**Requirements**
Write the data out again, character for character, with no images.

**Raw data**
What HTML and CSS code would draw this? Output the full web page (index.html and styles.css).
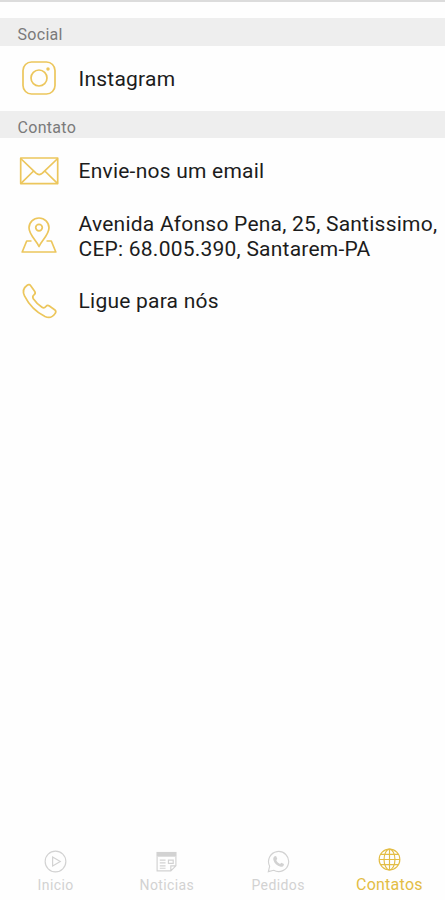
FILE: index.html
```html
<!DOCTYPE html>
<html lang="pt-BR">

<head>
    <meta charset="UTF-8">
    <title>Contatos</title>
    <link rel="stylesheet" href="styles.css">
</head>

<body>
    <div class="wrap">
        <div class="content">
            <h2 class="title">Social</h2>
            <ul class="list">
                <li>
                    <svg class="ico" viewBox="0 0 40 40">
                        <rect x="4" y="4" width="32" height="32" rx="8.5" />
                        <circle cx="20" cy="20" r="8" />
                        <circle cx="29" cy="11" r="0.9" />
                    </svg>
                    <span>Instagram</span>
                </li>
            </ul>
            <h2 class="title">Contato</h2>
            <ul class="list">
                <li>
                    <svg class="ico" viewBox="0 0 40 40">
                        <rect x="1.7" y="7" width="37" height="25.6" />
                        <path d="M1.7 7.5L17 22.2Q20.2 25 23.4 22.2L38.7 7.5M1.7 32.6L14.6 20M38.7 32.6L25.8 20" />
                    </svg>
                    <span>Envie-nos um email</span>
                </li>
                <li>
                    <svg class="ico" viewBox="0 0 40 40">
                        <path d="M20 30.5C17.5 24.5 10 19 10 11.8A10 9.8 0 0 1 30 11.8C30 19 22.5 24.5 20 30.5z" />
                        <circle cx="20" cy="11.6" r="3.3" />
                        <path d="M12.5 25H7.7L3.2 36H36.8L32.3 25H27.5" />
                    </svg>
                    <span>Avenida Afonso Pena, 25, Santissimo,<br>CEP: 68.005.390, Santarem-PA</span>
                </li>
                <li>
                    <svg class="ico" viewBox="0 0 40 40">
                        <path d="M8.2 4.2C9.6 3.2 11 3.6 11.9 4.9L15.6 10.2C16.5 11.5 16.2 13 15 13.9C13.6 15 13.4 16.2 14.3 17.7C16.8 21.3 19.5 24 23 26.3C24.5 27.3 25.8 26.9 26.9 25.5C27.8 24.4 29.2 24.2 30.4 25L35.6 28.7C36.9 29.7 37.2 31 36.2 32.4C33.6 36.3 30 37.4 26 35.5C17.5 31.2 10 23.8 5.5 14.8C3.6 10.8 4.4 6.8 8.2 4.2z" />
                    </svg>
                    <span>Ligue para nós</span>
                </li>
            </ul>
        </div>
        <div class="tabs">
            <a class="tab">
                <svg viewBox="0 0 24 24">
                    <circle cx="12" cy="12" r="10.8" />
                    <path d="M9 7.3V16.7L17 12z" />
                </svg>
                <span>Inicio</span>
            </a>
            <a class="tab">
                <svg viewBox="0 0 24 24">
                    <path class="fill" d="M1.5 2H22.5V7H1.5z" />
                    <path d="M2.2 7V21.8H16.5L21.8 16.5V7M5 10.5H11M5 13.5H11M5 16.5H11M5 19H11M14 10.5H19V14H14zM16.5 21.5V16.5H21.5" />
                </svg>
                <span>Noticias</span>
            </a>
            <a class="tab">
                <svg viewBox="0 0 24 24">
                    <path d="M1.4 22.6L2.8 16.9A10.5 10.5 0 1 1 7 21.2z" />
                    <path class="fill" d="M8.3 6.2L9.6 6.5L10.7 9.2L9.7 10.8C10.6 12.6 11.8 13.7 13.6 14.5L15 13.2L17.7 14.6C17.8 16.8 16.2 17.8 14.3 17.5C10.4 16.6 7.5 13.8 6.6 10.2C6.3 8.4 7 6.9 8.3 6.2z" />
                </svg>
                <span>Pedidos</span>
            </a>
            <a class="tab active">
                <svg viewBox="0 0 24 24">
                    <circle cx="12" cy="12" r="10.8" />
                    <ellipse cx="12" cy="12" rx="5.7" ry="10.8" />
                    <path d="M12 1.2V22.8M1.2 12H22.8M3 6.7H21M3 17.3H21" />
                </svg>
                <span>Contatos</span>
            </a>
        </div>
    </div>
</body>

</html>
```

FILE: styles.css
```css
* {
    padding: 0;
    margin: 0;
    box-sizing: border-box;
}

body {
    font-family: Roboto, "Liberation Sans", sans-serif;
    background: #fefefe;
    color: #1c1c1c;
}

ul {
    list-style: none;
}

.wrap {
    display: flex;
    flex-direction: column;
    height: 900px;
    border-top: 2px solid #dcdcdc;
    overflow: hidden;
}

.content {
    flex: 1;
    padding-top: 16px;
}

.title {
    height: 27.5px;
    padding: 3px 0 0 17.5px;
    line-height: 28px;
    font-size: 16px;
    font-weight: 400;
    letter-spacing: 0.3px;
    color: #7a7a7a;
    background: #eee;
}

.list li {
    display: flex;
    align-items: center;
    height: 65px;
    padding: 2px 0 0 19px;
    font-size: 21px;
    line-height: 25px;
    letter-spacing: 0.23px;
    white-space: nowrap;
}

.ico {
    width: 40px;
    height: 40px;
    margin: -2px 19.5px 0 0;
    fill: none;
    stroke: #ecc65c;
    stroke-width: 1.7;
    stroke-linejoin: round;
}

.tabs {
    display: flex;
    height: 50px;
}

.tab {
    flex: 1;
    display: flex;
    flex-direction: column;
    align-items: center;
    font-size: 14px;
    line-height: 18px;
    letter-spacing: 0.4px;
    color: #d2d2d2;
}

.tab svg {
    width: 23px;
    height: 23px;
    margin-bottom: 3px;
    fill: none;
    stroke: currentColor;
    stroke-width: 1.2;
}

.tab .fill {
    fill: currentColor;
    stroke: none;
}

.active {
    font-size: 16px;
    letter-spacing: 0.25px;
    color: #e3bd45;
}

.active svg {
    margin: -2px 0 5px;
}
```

**Full response**
What HTML and CSS code would draw this? Output the full web page (index.html and styles.css).
FILE: index.html
```html
<!DOCTYPE html>
<html lang="pt-BR">

<head>
    <meta charset="UTF-8">
    <title>Contatos</title>
    <link rel="stylesheet" href="styles.css">
</head>

<body>
    <div class="wrap">
        <div class="content">
            <h2 class="title">Social</h2>
            <ul class="list">
                <li>
                    <svg class="ico" viewBox="0 0 40 40">
                        <rect x="4" y="4" width="32" height="32" rx="8.5" />
                        <circle cx="20" cy="20" r="8" />
                        <circle cx="29" cy="11" r="0.9" />
                    </svg>
                    <span>Instagram</span>
                </li>
            </ul>
            <h2 class="title">Contato</h2>
            <ul class="list">
                <li>
                    <svg class="ico" viewBox="0 0 40 40">
                        <rect x="1.7" y="7" width="37" height="25.6" />
                        <path d="M1.7 7.5L17 22.2Q20.2 25 23.4 22.2L38.7 7.5M1.7 32.6L14.6 20M38.7 32.6L25.8 20" />
                    </svg>
                    <span>Envie-nos um email</span>
                </li>
                <li>
                    <svg class="ico" viewBox="0 0 40 40">
                        <path d="M20 30.5C17.5 24.5 10 19 10 11.8A10 9.8 0 0 1 30 11.8C30 19 22.5 24.5 20 30.5z" />
                        <circle cx="20" cy="11.6" r="3.3" />
                        <path d="M12.5 25H7.7L3.2 36H36.8L32.3 25H27.5" />
                    </svg>
                    <span>Avenida Afonso Pena, 25, Santissimo,<br>CEP: 68.005.390, Santarem-PA</span>
                </li>
                <li>
                    <svg class="ico" viewBox="0 0 40 40">
                        <path d="M8.2 4.2C9.6 3.2 11 3.6 11.9 4.9L15.6 10.2C16.5 11.5 16.2 13 15 13.9C13.6 15 13.4 16.2 14.3 17.7C16.8 21.3 19.5 24 23 26.3C24.5 27.3 25.8 26.9 26.9 25.5C27.8 24.4 29.2 24.2 30.4 25L35.6 28.7C36.9 29.7 37.2 31 36.2 32.4C33.6 36.3 30 37.4 26 35.5C17.5 31.2 10 23.8 5.5 14.8C3.6 10.8 4.4 6.8 8.2 4.2z" />
                    </svg>
                    <span>Ligue para nós</span>
                </li>
            </ul>
        </div>
        <div class="tabs">
            <a class="tab">
                <svg viewBox="0 0 24 24">
                    <circle cx="12" cy="12" r="10.8" />
                    <path d="M9 7.3V16.7L17 12z" />
                </svg>
                <span>Inicio</span>
            </a>
            <a class="tab">
                <svg viewBox="0 0 24 24">
                    <path class="fill" d="M1.5 2H22.5V7H1.5z" />
                    <path d="M2.2 7V21.8H16.5L21.8 16.5V7M5 10.5H11M5 13.5H11M5 16.5H11M5 19H11M14 10.5H19V14H14zM16.5 21.5V16.5H21.5" />
                </svg>
                <span>Noticias</span>
            </a>
            <a class="tab">
                <svg viewBox="0 0 24 24">
                    <path d="M1.4 22.6L2.8 16.9A10.5 10.5 0 1 1 7 21.2z" />
                    <path class="fill" d="M8.3 6.2L9.6 6.5L10.7 9.2L9.7 10.8C10.6 12.6 11.8 13.7 13.6 14.5L15 13.2L17.7 14.6C17.8 16.8 16.2 17.8 14.3 17.5C10.4 16.6 7.5 13.8 6.6 10.2C6.3 8.4 7 6.9 8.3 6.2z" />
                </svg>
                <span>Pedidos</span>
            </a>
            <a class="tab active">
                <svg viewBox="0 0 24 24">
                    <circle cx="12" cy="12" r="10.8" />
                    <ellipse cx="12" cy="12" rx="5.7" ry="10.8" />
                    <path d="M12 1.2V22.8M1.2 12H22.8M3 6.7H21M3 17.3H21" />
                </svg>
                <span>Contatos</span>
            </a>
        </div>
    </div>
</body>

</html>
```

FILE: styles.css
```css
* {
    padding: 0;
    margin: 0;
    box-sizing: border-box;
}

body {
    font-family: Roboto, "Liberation Sans", sans-serif;
    background: #fefefe;
    color: #1c1c1c;
}

ul {
    list-style: none;
}

.wrap {
    display: flex;
    flex-direction: column;
    height: 900px;
    border-top: 2px solid #dcdcdc;
    overflow: hidden;
}

.content {
    flex: 1;
    padding-top: 16px;
}

.title {
    height: 27.5px;
    padding: 3px 0 0 17.5px;
    line-height: 28px;
    font-size: 16px;
    font-weight: 400;
    letter-spacing: 0.3px;
    color: #7a7a7a;
    background: #eee;
}

.list li {
    display: flex;
    align-items: center;
    height: 65px;
    padding: 2px 0 0 19px;
    font-size: 21px;
    line-height: 25px;
    letter-spacing: 0.23px;
    white-space: nowrap;
}

.ico {
    width: 40px;
    height: 40px;
    margin: -2px 19.5px 0 0;
    fill: none;
    stroke: #ecc65c;
    stroke-width: 1.7;
    stroke-linejoin: round;
}

.tabs {
    display: flex;
    height: 50px;
}

.tab {
    flex: 1;
    display: flex;
    flex-direction: column;
    align-items: center;
    font-size: 14px;
    line-height: 18px;
    letter-spacing: 0.4px;
    color: #d2d2d2;
}

.tab svg {
    width: 23px;
    height: 23px;
    margin-bottom: 3px;
    fill: none;
    stroke: currentColor;
    stroke-width: 1.2;
}

.tab .fill {
    fill: currentColor;
    stroke: none;
}

.active {
    font-size: 16px;
    letter-spacing: 0.25px;
    color: #e3bd45;
}

.active svg {
    margin: -2px 0 5px;
}
```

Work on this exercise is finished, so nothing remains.